Exercise task » Will you print the material below without altering a single character?

Information supplied »

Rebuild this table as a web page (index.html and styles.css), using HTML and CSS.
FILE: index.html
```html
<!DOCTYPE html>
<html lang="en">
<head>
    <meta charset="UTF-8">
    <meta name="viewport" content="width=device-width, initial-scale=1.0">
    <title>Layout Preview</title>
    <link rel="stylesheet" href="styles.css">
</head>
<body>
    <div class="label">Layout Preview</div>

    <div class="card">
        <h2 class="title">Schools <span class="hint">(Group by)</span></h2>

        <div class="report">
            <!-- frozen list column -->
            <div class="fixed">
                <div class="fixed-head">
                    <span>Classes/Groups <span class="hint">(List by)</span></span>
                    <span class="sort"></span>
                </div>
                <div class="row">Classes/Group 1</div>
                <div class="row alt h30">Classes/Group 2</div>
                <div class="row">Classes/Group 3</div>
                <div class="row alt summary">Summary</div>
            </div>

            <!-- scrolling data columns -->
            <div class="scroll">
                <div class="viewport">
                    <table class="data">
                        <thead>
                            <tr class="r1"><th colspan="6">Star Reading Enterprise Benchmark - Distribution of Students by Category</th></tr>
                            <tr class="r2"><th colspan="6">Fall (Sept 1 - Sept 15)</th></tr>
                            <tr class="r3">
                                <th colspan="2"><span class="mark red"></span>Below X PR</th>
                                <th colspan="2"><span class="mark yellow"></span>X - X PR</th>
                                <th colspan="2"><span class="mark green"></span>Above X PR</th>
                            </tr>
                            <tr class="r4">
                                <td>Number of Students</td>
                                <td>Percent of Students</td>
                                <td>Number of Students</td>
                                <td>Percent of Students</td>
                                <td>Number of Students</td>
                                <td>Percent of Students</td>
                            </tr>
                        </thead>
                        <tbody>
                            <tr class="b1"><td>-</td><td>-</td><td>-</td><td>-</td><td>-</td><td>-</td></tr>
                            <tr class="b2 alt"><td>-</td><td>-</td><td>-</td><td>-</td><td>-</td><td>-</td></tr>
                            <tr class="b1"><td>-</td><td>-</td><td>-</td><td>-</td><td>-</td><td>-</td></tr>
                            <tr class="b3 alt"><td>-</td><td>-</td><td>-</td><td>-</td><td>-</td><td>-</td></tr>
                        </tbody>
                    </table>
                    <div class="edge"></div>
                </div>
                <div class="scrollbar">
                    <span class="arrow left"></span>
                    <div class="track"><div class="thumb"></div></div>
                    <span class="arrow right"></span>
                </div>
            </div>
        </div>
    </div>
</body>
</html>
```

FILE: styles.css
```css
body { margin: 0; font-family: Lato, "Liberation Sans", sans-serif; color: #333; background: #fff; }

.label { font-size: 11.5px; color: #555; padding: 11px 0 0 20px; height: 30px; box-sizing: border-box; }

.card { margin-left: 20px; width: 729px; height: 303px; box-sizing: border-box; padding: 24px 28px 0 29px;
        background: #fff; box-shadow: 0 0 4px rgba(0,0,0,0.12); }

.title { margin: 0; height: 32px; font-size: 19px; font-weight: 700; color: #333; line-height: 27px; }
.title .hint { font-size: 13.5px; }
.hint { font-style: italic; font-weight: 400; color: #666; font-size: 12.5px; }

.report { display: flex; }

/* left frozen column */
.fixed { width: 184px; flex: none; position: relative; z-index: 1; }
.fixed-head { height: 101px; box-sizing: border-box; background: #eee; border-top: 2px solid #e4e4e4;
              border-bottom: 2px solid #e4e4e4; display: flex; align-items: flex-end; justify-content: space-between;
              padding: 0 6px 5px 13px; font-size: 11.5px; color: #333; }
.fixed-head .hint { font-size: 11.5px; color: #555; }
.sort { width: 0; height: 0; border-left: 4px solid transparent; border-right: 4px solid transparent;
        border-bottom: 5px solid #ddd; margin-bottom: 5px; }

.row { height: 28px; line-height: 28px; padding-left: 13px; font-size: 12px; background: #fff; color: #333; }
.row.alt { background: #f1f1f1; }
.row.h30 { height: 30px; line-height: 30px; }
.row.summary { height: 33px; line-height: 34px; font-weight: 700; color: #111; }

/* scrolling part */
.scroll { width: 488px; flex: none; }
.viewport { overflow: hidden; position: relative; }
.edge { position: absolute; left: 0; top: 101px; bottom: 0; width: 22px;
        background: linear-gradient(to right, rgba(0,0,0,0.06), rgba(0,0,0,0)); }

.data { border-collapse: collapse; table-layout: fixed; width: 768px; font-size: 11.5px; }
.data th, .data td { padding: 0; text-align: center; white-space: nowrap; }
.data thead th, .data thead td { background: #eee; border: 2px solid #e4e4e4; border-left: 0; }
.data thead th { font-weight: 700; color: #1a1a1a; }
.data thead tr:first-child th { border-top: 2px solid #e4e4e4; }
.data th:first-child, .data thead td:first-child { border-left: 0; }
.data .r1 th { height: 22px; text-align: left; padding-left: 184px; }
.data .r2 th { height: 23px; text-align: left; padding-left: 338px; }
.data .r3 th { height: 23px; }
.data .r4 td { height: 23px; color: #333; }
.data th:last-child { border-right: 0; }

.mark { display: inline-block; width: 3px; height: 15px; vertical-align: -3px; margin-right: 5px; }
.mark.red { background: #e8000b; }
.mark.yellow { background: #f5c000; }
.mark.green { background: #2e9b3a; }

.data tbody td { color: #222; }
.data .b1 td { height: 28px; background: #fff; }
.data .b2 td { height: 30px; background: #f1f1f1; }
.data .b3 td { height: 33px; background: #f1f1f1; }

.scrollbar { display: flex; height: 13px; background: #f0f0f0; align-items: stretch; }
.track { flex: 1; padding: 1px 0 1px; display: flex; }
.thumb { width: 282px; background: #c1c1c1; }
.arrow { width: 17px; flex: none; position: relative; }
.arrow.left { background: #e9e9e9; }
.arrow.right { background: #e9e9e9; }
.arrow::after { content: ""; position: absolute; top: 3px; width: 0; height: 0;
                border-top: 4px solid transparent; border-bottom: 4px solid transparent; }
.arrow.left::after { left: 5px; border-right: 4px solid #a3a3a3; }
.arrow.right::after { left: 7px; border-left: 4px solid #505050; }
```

Output for this task »
Rebuild this table as a web page (index.html and styles.css), using HTML and CSS.
FILE: index.html
```html
<!DOCTYPE html>
<html lang="en">
<head>
    <meta charset="UTF-8">
    <meta name="viewport" content="width=device-width, initial-scale=1.0">
    <title>Layout Preview</title>
    <link rel="stylesheet" href="styles.css">
</head>
<body>
    <div class="label">Layout Preview</div>

    <div class="card">
        <h2 class="title">Schools <span class="hint">(Group by)</span></h2>

        <div class="report">
            <!-- frozen list column -->
            <div class="fixed">
                <div class="fixed-head">
                    <span>Classes/Groups <span class="hint">(List by)</span></span>
                    <span class="sort"></span>
                </div>
                <div class="row">Classes/Group 1</div>
                <div class="row alt h30">Classes/Group 2</div>
                <div class="row">Classes/Group 3</div>
                <div class="row alt summary">Summary</div>
            </div>

            <!-- scrolling data columns -->
            <div class="scroll">
                <div class="viewport">
                    <table class="data">
                        <thead>
                            <tr class="r1"><th colspan="6">Star Reading Enterprise Benchmark - Distribution of Students by Category</th></tr>
                            <tr class="r2"><th colspan="6">Fall (Sept 1 - Sept 15)</th></tr>
                            <tr class="r3">
                                <th colspan="2"><span class="mark red"></span>Below X PR</th>
                                <th colspan="2"><span class="mark yellow"></span>X - X PR</th>
                                <th colspan="2"><span class="mark green"></span>Above X PR</th>
                            </tr>
                            <tr class="r4">
                                <td>Number of Students</td>
                                <td>Percent of Students</td>
                                <td>Number of Students</td>
                                <td>Percent of Students</td>
                                <td>Number of Students</td>
                                <td>Percent of Students</td>
                            </tr>
                        </thead>
                        <tbody>
                            <tr class="b1"><td>-</td><td>-</td><td>-</td><td>-</td><td>-</td><td>-</td></tr>
                            <tr class="b2 alt"><td>-</td><td>-</td><td>-</td><td>-</td><td>-</td><td>-</td></tr>
                            <tr class="b1"><td>-</td><td>-</td><td>-</td><td>-</td><td>-</td><td>-</td></tr>
                            <tr class="b3 alt"><td>-</td><td>-</td><td>-</td><td>-</td><td>-</td><td>-</td></tr>
                        </tbody>
                    </table>
                    <div class="edge"></div>
                </div>
                <div class="scrollbar">
                    <span class="arrow left"></span>
                    <div class="track"><div class="thumb"></div></div>
                    <span class="arrow right"></span>
                </div>
            </div>
        </div>
    </div>
</body>
</html>
```

FILE: styles.css
```css
body { margin: 0; font-family: Lato, "Liberation Sans", sans-serif; color: #333; background: #fff; }

.label { font-size: 11.5px; color: #555; padding: 11px 0 0 20px; height: 30px; box-sizing: border-box; }

.card { margin-left: 20px; width: 729px; height: 303px; box-sizing: border-box; padding: 24px 28px 0 29px;
        background: #fff; box-shadow: 0 0 4px rgba(0,0,0,0.12); }

.title { margin: 0; height: 32px; font-size: 19px; font-weight: 700; color: #333; line-height: 27px; }
.title .hint { font-size: 13.5px; }
.hint { font-style: italic; font-weight: 400; color: #666; font-size: 12.5px; }

.report { display: flex; }

/* left frozen column */
.fixed { width: 184px; flex: none; position: relative; z-index: 1; }
.fixed-head { height: 101px; box-sizing: border-box; background: #eee; border-top: 2px solid #e4e4e4;
              border-bottom: 2px solid #e4e4e4; display: flex; align-items: flex-end; justify-content: space-between;
              padding: 0 6px 5px 13px; font-size: 11.5px; color: #333; }
.fixed-head .hint { font-size: 11.5px; color: #555; }
.sort { width: 0; height: 0; border-left: 4px solid transparent; border-right: 4px solid transparent;
        border-bottom: 5px solid #ddd; margin-bottom: 5px; }

.row { height: 28px; line-height: 28px; padding-left: 13px; font-size: 12px; background: #fff; color: #333; }
.row.alt { background: #f1f1f1; }
.row.h30 { height: 30px; line-height: 30px; }
.row.summary { height: 33px; line-height: 34px; font-weight: 700; color: #111; }

/* scrolling part */
.scroll { width: 488px; flex: none; }
.viewport { overflow: hidden; position: relative; }
.edge { position: absolute; left: 0; top: 101px; bottom: 0; width: 22px;
        background: linear-gradient(to right, rgba(0,0,0,0.06), rgba(0,0,0,0)); }

.data { border-collapse: collapse; table-layout: fixed; width: 768px; font-size: 11.5px; }
.data th, .data td { padding: 0; text-align: center; white-space: nowrap; }
.data thead th, .data thead td { background: #eee; border: 2px solid #e4e4e4; border-left: 0; }
.data thead th { font-weight: 700; color: #1a1a1a; }
.data thead tr:first-child th { border-top: 2px solid #e4e4e4; }
.data th:first-child, .data thead td:first-child { border-left: 0; }
.data .r1 th { height: 22px; text-align: left; padding-left: 184px; }
.data .r2 th { height: 23px; text-align: left; padding-left: 338px; }
.data .r3 th { height: 23px; }
.data .r4 td { height: 23px; color: #333; }
.data th:last-child { border-right: 0; }

.mark { display: inline-block; width: 3px; height: 15px; vertical-align: -3px; margin-right: 5px; }
.mark.red { background: #e8000b; }
.mark.yellow { background: #f5c000; }
.mark.green { background: #2e9b3a; }

.data tbody td { color: #222; }
.data .b1 td { height: 28px; background: #fff; }
.data .b2 td { height: 30px; background: #f1f1f1; }
.data .b3 td { height: 33px; background: #f1f1f1; }

.scrollbar { display: flex; height: 13px; background: #f0f0f0; align-items: stretch; }
.track { flex: 1; padding: 1px 0 1px; display: flex; }
.thumb { width: 282px; background: #c1c1c1; }
.arrow { width: 17px; flex: none; position: relative; }
.arrow.left { background: #e9e9e9; }
.arrow.right { background: #e9e9e9; }
.arrow::after { content: ""; position: absolute; top: 3px; width: 0; height: 0;
                border-top: 4px solid transparent; border-bottom: 4px solid transparent; }
.arrow.left::after { left: 5px; border-right: 4px solid #a3a3a3; }
.arrow.right::after { left: 7px; border-left: 4px solid #505050; }
```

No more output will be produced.